Agriculture remains the backbone of Pakistan’s economy and the primary source of livelihood for millions. Yet it is also one of the sectors most vulnerable to changing weather patterns. Unpredictable rainfall, water shortages, crop failures, and rising temperatures threaten not only farmers but also national food security. Climate change, therefore, is no longer just an environmental issue, it is an economic, humanitarian, and national security challenge.
Despite limited sources, Pakistan has taken notable climate initiatives. Reforestation drives, renewable energy expansion, solar adoption, and conservation programs demonstrate that the country is trying to move toward sustainable development. However, domestic efforts alone cannot solve a crisis that is fundamentally global in nature.

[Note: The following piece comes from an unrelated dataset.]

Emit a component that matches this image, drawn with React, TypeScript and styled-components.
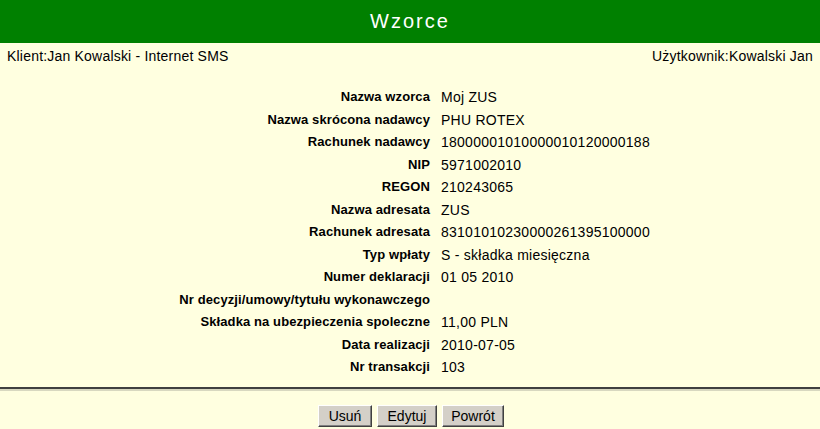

The international community must move beyond symbolic climate conferences and empty promises. Climate financing for vulnerable nations should not be treated as reward; it is a matter of justice. Wealthier countries, particularly major emitters, have both a moral and historical responsibility to support climate adaptation and resilience in countries bearing disproportionate losses.
Climate resilience must become central to national policymaking rather than remaining a secondary concern addressed only after disasters strike.
The climate crisis has exposed a harsh truth: those least responsible are suffering the most. Pakistan’s experience is a warning to the world that climate change is not a future threat, it is a present emergency reshaping economies, societies, and human lives.
If urgent action is not taken globally and domestically, the cost will not only be measured in economic losses, but in lost futures for millions.